According to a whistleblower complaint, the Trump administration allegedly provided incorrect details to a federal judge regarding the swift deportation of immigrant children.

In a two-page document, lawyers representing the whistleblowers—whose identities remain confidential—claim that Angie Salazar, the Acting Director of the Office of Refugee Resettlement (ORR), offered “misleading” statements in a legal declaration about “planned flights to send hundreds of children back to Guatemala.”

The letter specifies that Salazar asserted that 327 children set to return to Guatemala were screened using criteria ensuring they wouldn’t face abuse or neglect, including human trafficking or violence, upon their return.

The whistleblowers say that”s just not true.

Relying on internal ORR figures, the whistleblowers “reasonably suspect” that “at least 30 or possibly more” of these children display signs of having suffered abuse, such as death threats, gang violence, human trafficking, or have vocalized fear about going back to Guatemala. Some of these children are reportedly scared of “potential harm and threats from their own parents.”

In addition, Salazar “knew or should have known of the inaccuracies in her declaration,” the whistleblowers’ letter claims.

The underlying litigation was filed late last month.

In a detailed 25-page complaint, the plaintiffs argue they speak for a group of “hundreds of Guatemalan children at the brink of unlawful deportation.” The lawsuit lists numerous statutory and constitutional breaches, chiefly arguing that the administration’s deportation strategy “breaches the Trafficking Victims Protection Reauthorization Act” by denying children personalized legal counsel and “their opportunity for legal recourse.”

The lawsuit also says the plan stands to violate a statutory mandate to provide “safe and sustainable repatriation and reintegration.”
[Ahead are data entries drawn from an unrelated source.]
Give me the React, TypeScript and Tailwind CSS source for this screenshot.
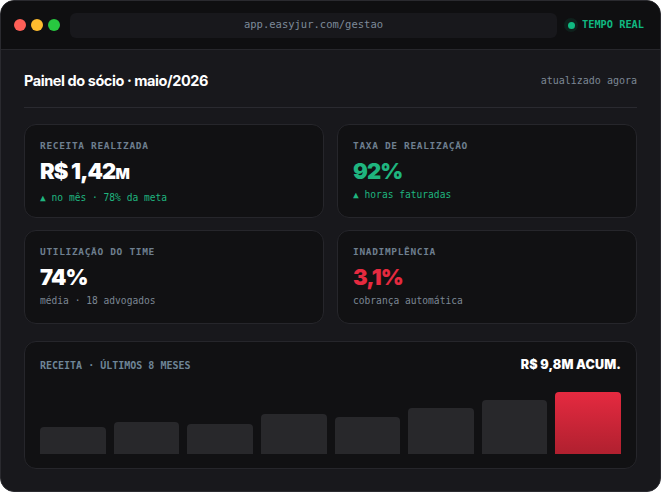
import React from 'react';

const MONO = { fontFamily: '"DejaVu Sans Mono", "Liberation Mono", monospace' };
const HEAD = { fontFamily: 'Inter, "Noto Sans", sans-serif' };

type Kpi = {
  label: string;
  value: React.ReactNode;
  valueClass: string;
  note: string;
  noteClass: string;
};

const kpis: Kpi[] = [
  {
    label: 'RECEITA REALIZADA',
    value: (
      <>
        R$ 1,42<span className="text-[15px]">M</span>
      </>
    ),
    valueClass: 'text-white',
    note: '▲ no mês · 78% da meta',
    noteClass: 'text-[#1fb57f]',
  },
  {
    label: 'TAXA DE REALIZAÇÃO',
    value: '92%',
    valueClass: 'text-[#1fb57f]',
    note: '▲ horas faturadas',
    noteClass: 'text-[#1fb57f]',
  },
  {
    label: 'UTILIZAÇÃO DO TIME',
    value: '74%',
    valueClass: 'text-white',
    note: 'média · 18 advogados',
    noteClass: 'text-[#7c8794]',
  },
  {
    label: 'INADIMPLÊNCIA',
    value: '3,1%',
    valueClass: 'text-[#e52a3f]',
    note: 'cobrança automática',
    noteClass: 'text-[#7c8794]',
  },
];

// altura de cada barra (px) nos últimos 8 meses
const bars = [27, 32, 30, 40, 37, 46, 54, 62];

const KpiCard: React.FC<{ kpi: Kpi }> = ({ kpi }) => (
  <div className="h-[94px] rounded-xl border border-[#26262b] bg-[#111113] px-[15px] pt-[15px]">
    <div style={MONO} className="text-[9.5px] font-bold leading-[12px] tracking-[0.07em] text-[#6e7f8f]">
      {kpi.label}
    </div>
    <div style={HEAD} className={`mt-[5px] text-[22px] font-black leading-[28px] tracking-[-0.04em] ${kpi.valueClass}`}>
      {kpi.value}
    </div>
    <div style={MONO} className={`mt-[3px] text-[9.6px] leading-[13px] ${kpi.noteClass}`}>
      {kpi.note}
    </div>
  </div>
);

export default function App() {
  return (
    <div className="h-[492px] w-[661px] bg-white">
      <div className="flex h-full w-full flex-col overflow-hidden rounded-[14px] border border-[#2a2a2f] bg-[#18181c]">
        {/* barra da janela */}
        <div className="flex h-[49px] shrink-0 items-center border-b border-[#27272c] bg-[#0f0f11] pl-[13px] pr-[16px]">
          <div className="flex gap-[5px]">
            <span className="h-[12px] w-[12px] rounded-full bg-[#fe5f57]" />
            <span className="h-[12px] w-[12px] rounded-full bg-[#febc2e]" />
            <span className="h-[12px] w-[12px] rounded-full bg-[#28c840]" />
          </div>
          <div
            style={MONO}
            className="ml-[10px] flex h-[25px] w-[487px] shrink-0 items-center justify-center rounded-md bg-[#18181c] text-[10.5px] text-[#7d8a99]"
          >
            app.easyjur.com/gestao
          </div>
          <div className="ml-auto flex items-center gap-[4px] whitespace-nowrap">
            <span className="flex h-[14px] w-[14px] items-center justify-center rounded-full bg-[#10b981]/10">
              <span className="h-[7px] w-[7px] rounded-full bg-[#10b981]" />
            </span>
            <span style={MONO} className="text-[10.3px] font-bold text-[#10b981]">
              TEMPO REAL
            </span>
          </div>
        </div>

        <div className="flex flex-1 flex-col px-[23px]">
          <div className="flex h-[58px] items-center justify-between border-b border-[#2a2a30] pt-[4px]">
            <h1 style={HEAD} className="text-[14.5px] font-bold tracking-[-0.03em] text-white">
              Painel do sócio · maio/2026
            </h1>
            <span style={MONO} className="text-[10px] text-[#7c8794]">
              atualizado agora
            </span>
          </div>

          <div className="mt-[16px] grid grid-cols-2 gap-x-[13px] gap-y-[12px]">
            {kpis.map((k) => (
              <KpiCard key={k.label} kpi={k} />
            ))}
          </div>

          <div className="mt-[17px] h-[128px] rounded-xl border border-[#26262b] bg-[#111113] px-[15px] pt-[14px]">
            <div className="flex items-center justify-between">
              <span style={MONO} className="text-[10px] font-bold text-[#6e8597]">
                RECEITA · ÚLTIMOS 8 MESES
              </span>
              <span style={HEAD} className="text-[12.5px] font-black tracking-[0.01em] text-white">
                R$ 9,8M ACUM.
              </span>
            </div>
            <div className="mt-[9px] flex h-[70px] items-end gap-[8px]">
              {bars.map((h, i) => (
                <div
                  key={i}
                  style={{ height: h }}
                  className={
                    i === bars.length - 1
                      ? 'flex-1 rounded-t-[4px] bg-gradient-to-b from-[#e52a40] to-[#b0202f]'
                      : 'flex-1 rounded-t-[4px] bg-[#28282b]'
                  }
                />
              ))}
            </div>
          </div>
        </div>
      </div>
    </div>
  );
}
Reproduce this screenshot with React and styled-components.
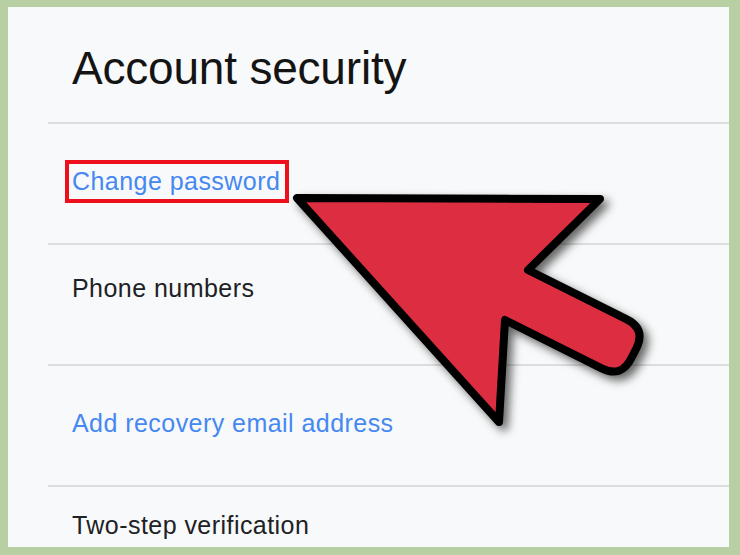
import React from "react";
import styled, { createGlobalStyle } from "styled-components";

const GlobalStyle = createGlobalStyle`
  html, body { margin: 0; padding: 0; background: #b7cfa2; }
  #root { width: 740px; height: 555px; }
`;

const Frame = styled.div`
  position: relative;
  width: 740px;
  height: 555px;
  box-sizing: border-box;
  padding: 7px 11px 8px 8px;
  background: #b7cfa2;
  font-family: "Liberation Sans", Arial, sans-serif;
  overflow: hidden;
`;

const Panel = styled.div`
  height: 100%;
  background: #f8f9fa;
  padding-left: 40px;
  display: flex;
  flex-direction: column;
  overflow: hidden;
`;

const Header = styled.div`
  height: 115px;
  flex: none;
  box-sizing: border-box;
  padding: 6px 0 0 24px;
  display: flex;
  align-items: center;
`;

const Title = styled.h1`
  margin: 0;
  font-size: 46px;
  font-weight: 400;
  color: #141414;
  letter-spacing: -0.2px;
`;

const Row = styled.div`
  height: 121px;
  flex: none;
  box-sizing: border-box;
  border-top: 2px solid #dcdddf;
  padding: 0 0 ${(p) => p.$lift ?? 5}px 24px;
  display: flex;
  align-items: center;
`;

const Label = styled.span`
  font-size: 25px;
  letter-spacing: 0.45px;
  line-height: 30px;
  color: ${(p) => (p.$link ? "#4688f1" : "#202124")};
`;

const Highlight = styled.span`
  display: inline-block;
  margin: 0 0 0 -7px;
  padding: 2px 5px 3px 3px;
  border: 4px solid #ee0f1d;
`;

const Overlay = styled.svg`
  position: absolute;
  left: 0;
  top: 0;
  pointer-events: none;
`;

function Arrow() {
  return (
    <Overlay width="740" height="555" viewBox="0 0 740 555">
      <defs>
        <filter id="sh" x="-20%" y="-20%" width="140%" height="140%">
          <feDropShadow dx="5" dy="5" stdDeviation="5" floodColor="#000" floodOpacity="0.6" />
        </filter>
      </defs>
      <path
        d="M297,198 L600,199 L528,270 L626.3,319.2 Q646,329 636.2,348.7 L631.4,358 Q621.4,378.2 601.7,368.4 L505,320 L499,422 Z"
        fill="#dc2f40"
        stroke="#000"
        strokeWidth="8"
        strokeLinejoin="round"
        filter="url(#sh)"
      />
    </Overlay>
  );
}

export default function App() {
  return (
    <>
      <GlobalStyle />
      <Frame>
        <Panel>
          <Header>
            <Title>Account security</Title>
          </Header>
          <Row>
            <Highlight>
              <Label $link>Change password</Label>
            </Highlight>
          </Row>
          <Row $lift={33}>
            <Label>Phone numbers</Label>
          </Row>
          <Row>
            <Label $link>Add recovery email address</Label>
          </Row>
          <Row $lift={43}>
            <Label>Two-step verification</Label>
          </Row>
        </Panel>
        <Arrow />
      </Frame>
    </>
  );
}
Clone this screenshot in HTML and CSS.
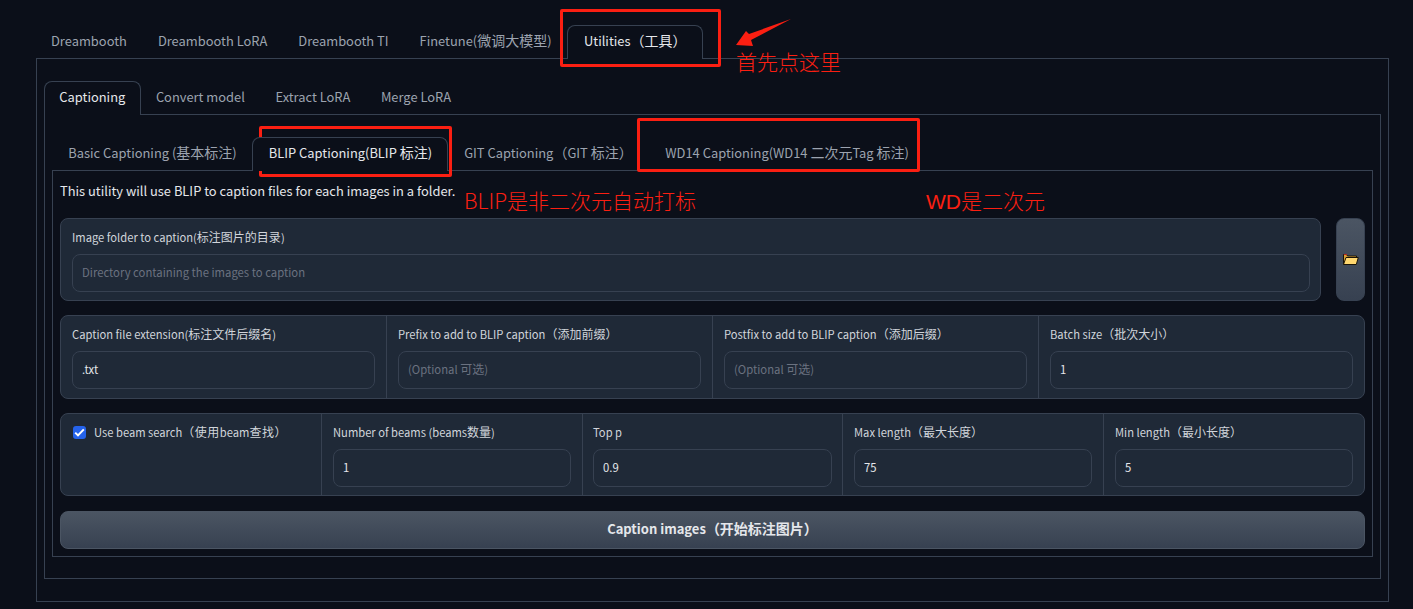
FILE: index.html
```html
<!DOCTYPE html>
<html lang="zh">
<head>
<meta charset="utf-8">
<title>Utilities</title>
<link rel="stylesheet" href="styles.css">
</head>
<body>
<main class="app">
  <nav class="tabs top-tabs">
    <button class="tab">Dreambooth</button>
    <button class="tab">Dreambooth LoRA</button>
    <button class="tab">Dreambooth TI</button>
    <button class="tab">Finetune(<span class="z">微调大模型</span>)</button>
    <button class="tab active">Utilities<span class="z">（工具）</span></button>
  </nav>
  <section class="panel panel-outer">
    <nav class="tabs">
      <button class="tab active">Captioning</button>
      <button class="tab">Convert model</button>
      <button class="tab">Extract LoRA</button>
      <button class="tab">Merge LoRA</button>
    </nav>
    <section class="panel panel-mid">
      <nav class="tabs tabs-third">
        <button class="tab">Basic Captioning (<span class="z">基本标注</span>)</button>
        <button class="tab active">BLIP Captioning(BLIP <span class="z">标注</span>)</button>
        <button class="tab">GIT Captioning<span class="z">（</span>GIT <span class="z">标注）</span></button>
        <button class="tab tab-wd">WD14 Captioning(WD14 <span class="z">二次元</span>Tag <span class="z">标注</span>)</button>
      </nav>
      <section class="panel panel-inner">
        <p class="intro">This utility will use BLIP to caption files for each images in a folder.</p>
        <div class="folder-row">
          <div class="group grow">
            <label class="cell cell-wide">
              <span class="label">Image folder to caption(<span class="z">标注图片的目录</span>)</span>
              <span class="input placeholder">Directory containing the images to caption</span>
            </label>
          </div>
          <button class="folder-btn" aria-label="Open folder">
            <svg width="17" height="13" viewBox="0 0 17 13">
              <path d="M1.500 1.500h3l1 1.500h9v2h-9l-2 6.500h-2z" fill="#d9a035" stroke="#1a1408"/>
              <path d="M1.500 11.500l2.500-7h12.300l-2 7z" fill="#ffd76e" stroke="#1a1408"/>
              <path d="M2 1h3v1H2z" fill="#b3261e"/>
            </svg>
          </button>
        </div>
        <div class="group row-four">
          <label class="cell"><span class="label">Caption file extension(<span class="z">标注文件后缀名</span>)</span><span class="input">.txt</span></label>
          <label class="cell"><span class="label">Prefix to add to BLIP caption<span class="z">（添加前缀）</span></span><span class="input placeholder">(Optional <span class="z">可选</span>)</span></label>
          <label class="cell"><span class="label">Postfix to add to BLIP caption<span class="z">（添加后缀）</span></span><span class="input placeholder">(Optional <span class="z">可选</span>)</span></label>
          <label class="cell"><span class="label">Batch size<span class="z">（批次大小）</span></span><span class="input">1</span></label>
        </div>
        <div class="group row-five">
          <label class="cell check-cell">
            <span class="checkbox"><svg width="11" height="9" viewBox="0 0 11 9"><path d="M1.200 4.600l2.800 2.800 5.800-6" fill="none" stroke="#fff" stroke-width="2"/></svg></span>
            <span class="label">Use beam search<span class="z">（使用</span>beam<span class="z">查找）</span></span>
          </label>
          <label class="cell"><span class="label">Number of beams (beams<span class="z">数量</span>)</span><span class="input">1</span></label>
          <label class="cell cell-narrow"><span class="label">Top p</span><span class="input">0.9</span></label>
          <label class="cell"><span class="label">Max length<span class="z">（最大长度）</span></span><span class="input">75</span></label>
          <label class="cell"><span class="label">Min length<span class="z">（最小长度）</span></span><span class="input">5</span></label>
        </div>
        <button class="primary">Caption images<span class="z">（开始标注图片）</span></button>
      </section>
    </section>
  </section>
</main>

<div class="mark mark-a"></div>
<div class="mark mark-b"></div>
<div class="mark mark-c"></div>
<svg class="arrow" width="60" height="32" viewBox="0 0 60 32"><path d="M1 27L11 13 14 16 56 1 16 22 18 28z" fill="#fb1f12"/></svg>
<span class="note note-a">首先点这里</span>
<span class="note note-b">BLIP是非二次元自动打标</span>
<span class="note note-c"><span class="lat">WD</span>是二次元</span>
</body>
</html>
```
FILE: styles.css
```css
* { box-sizing: border-box; }
html, body { margin: 0; height: 609px; overflow: hidden; }
body {
  background: #0b0f19;
  color: #e5e7eb;
  font-family: "Noto Sans CJK SC", "Noto Sans", sans-serif;
  font-size: 13px;
  position: relative;
}
button { font: inherit; }
.app { padding: 25px 24px 0 36px; }

.tabs { display: flex; height: 34px; margin-bottom: -1px; position: relative; z-index: 1; }
.top-tabs { margin-left: -0.5px; }
.tabs-third { margin-left: 0.5px; }
.tab {
  background: none;
  border: 1px solid transparent;
  border-bottom: 0;
  border-radius: 8px 8px 0 0;
  color: #9ca3af;
  padding: 0 14.3px 4px;
  height: 34px;
  white-space: nowrap;
  font-size: 12.9px;
}
.top-tabs .tab { padding: 0 14.5px 4px; }
.tabs-third .tab { padding: 0 14.8px 4px; }
.tab.active { color: #e5e7eb; border-color: #374151; background: #0b0f19; }
.top-tabs .tab.active { padding: 0 16px 4px; }
.tabs-third .tab.active { padding: 0 15.3px 4px; }
.tab-wd { margin-left: 1px; }
.z { font-size: 14px; line-height: 1; }
.label .z, .input .z { font-size: 12px; }
.primary .z { font-size: 14px; }

.panel { border: 1px solid #374151; padding: 0 7px; }
.panel-outer { height: 544px; padding-top: 22px; }
.panel-mid { height: 465px; padding-top: 22px; }
.panel-inner { height: 387px; padding: 0 7px; }

.intro { margin: 0; height: 47px; padding-top: 8px; line-height: 24px; font-size: 12.9px; color: #e5e7eb; }

.group {
  background: #1f2937;
  border: 1px solid #374151;
  border-radius: 8px;
  display: grid;
  overflow: hidden;
}
.folder-row { display: flex; gap: 15px; height: 83px; }
.grow { flex: 1; }
.row-four { grid-template-columns: 325px 326px 326px 1fr; height: 84px; margin-top: 14px; }
.row-five { grid-template-columns: 260px 261px 260px 261px 1fr; height: 83px; margin-top: 14px; }

.cell {
  display: flex;
  flex-direction: column;
  padding: 9px 11px 10px;
  border-left: 1px solid #374151;
}
.cell:first-child { border-left: 0; }
.cell-wide { padding-right: 10px; }
.cell-narrow { padding-left: 10px; padding-right: 10px; }
.label { font-size: 11.2px; line-height: 18px; color: #d1d5db; white-space: nowrap; margin-bottom: 8px; }
.input {
  display: block;
  height: 38px;
  border: 1px solid #374151;
  border-radius: 8px;
  background: #1f2937;
  font-size: 11.3px;
  line-height: 35px;
  padding: 0 9px;
  color: #e5e7eb;
}
.placeholder { color: #6b7280; }

.folder-btn {
  width: 29px;
  border: 1px solid #374151;
  border-radius: 8px;
  background: linear-gradient(#4b5563, #374151);
  display: flex;
  align-items: center;
  justify-content: center;
  padding: 0;
}

.check-cell { flex-direction: row; align-items: flex-start; gap: 8px; padding-left: 12px; }
.check-cell .z { letter-spacing: 0.5px; }
.checkbox {
  width: 13px; height: 13px; margin-top: 3px;
  border-radius: 3px;
  background: #2563eb;
  display: flex; align-items: center; justify-content: center;
}

.primary {
  display: block;
  width: 100%;
  height: 38px;
  margin-top: 15px;
  border: 1px solid #4b5563;
  border-radius: 8px;
  background: linear-gradient(#4b5563, #374151);
  color: #e5e7eb;
  font-weight: 600;
  font-size: 13px;
  line-height: 32px;
  padding: 0 0 3px;
}

.mark { position: absolute; border: 3px solid #fb1f12; border-radius: 2px; }
.mark-a { left: 560px; top: 9px; width: 161px; height: 58px; }
.mark-b { left: 259px; top: 126px; width: 193px; height: 51px; }
.mark-c { left: 637px; top: 118px; width: 283px; height: 54px; }
.arrow { position: absolute; left: 735px; top: 18px; }
.note { position: absolute; color: #fb1f12; font-size: 21px; line-height: 28px; font-weight: 300; white-space: nowrap; }
.lat { font-family: "Liberation Sans", sans-serif; }
.note-a { left: 736px; top: 47px; }
.note-b { left: 464px; top: 186px; }
.note-c { left: 926px; top: 186px; }
```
On September 6, Salazar submitted an eight-page statement, confirming that “ORR assessed the children’s situations for fear of persecution” and concluded all “327 children were eventually deemed eligible for return.”

The declaration goes on to say that ORR used a “best interests framework in determining what constitutes an ‘appropriate case’ for repatriation within the meaning” of the statute governing children’s affairs within the ORR. This analysis, Salazar said, determined “it is appropriate and in the best interests of these children to reunite these children with their parent or legal guardian in their home country.”

Again, the whistleblowers strongly reject those conclusions.

“The whistleblowers obtained information they reasonably believe demonstrates that many children identified for repatriation do not in fact meet the eligibility criteria based on ORR’s data; if confirmed, this would render this evidence provided to the court inaccurate,” the Tuesday letter – also filed as an exhibit on the case docket – reads.

The letter elaborates, at length:

By September 5, 2025, the day before Ms. Salazar’s declaration, at least thirty total, including 20% of a sample size of approximately fifty cases reviewed, had indicators of being ineligible for repatriation based on the excluding criteria. This data was noted and present in ORR’s database at the time of Ms. Salazar’s declaration.

These whistleblowers’ disclosures evidence violations of law, rules and regulations, abuse of authority and substantial and specific danger to public health and safety on a matter of urgent, and potentially life and death, importance.

Late Tuesday, U.S. District Judge Timothy J. Kelly, appointed by President Donald Trump during his first term, extended an extant temporary restraining order barring the planned deportations until 11:59 p.m. on Sept. 18, at the absolute earliest. The court tersely explained the two-day extension was based on “good cause.”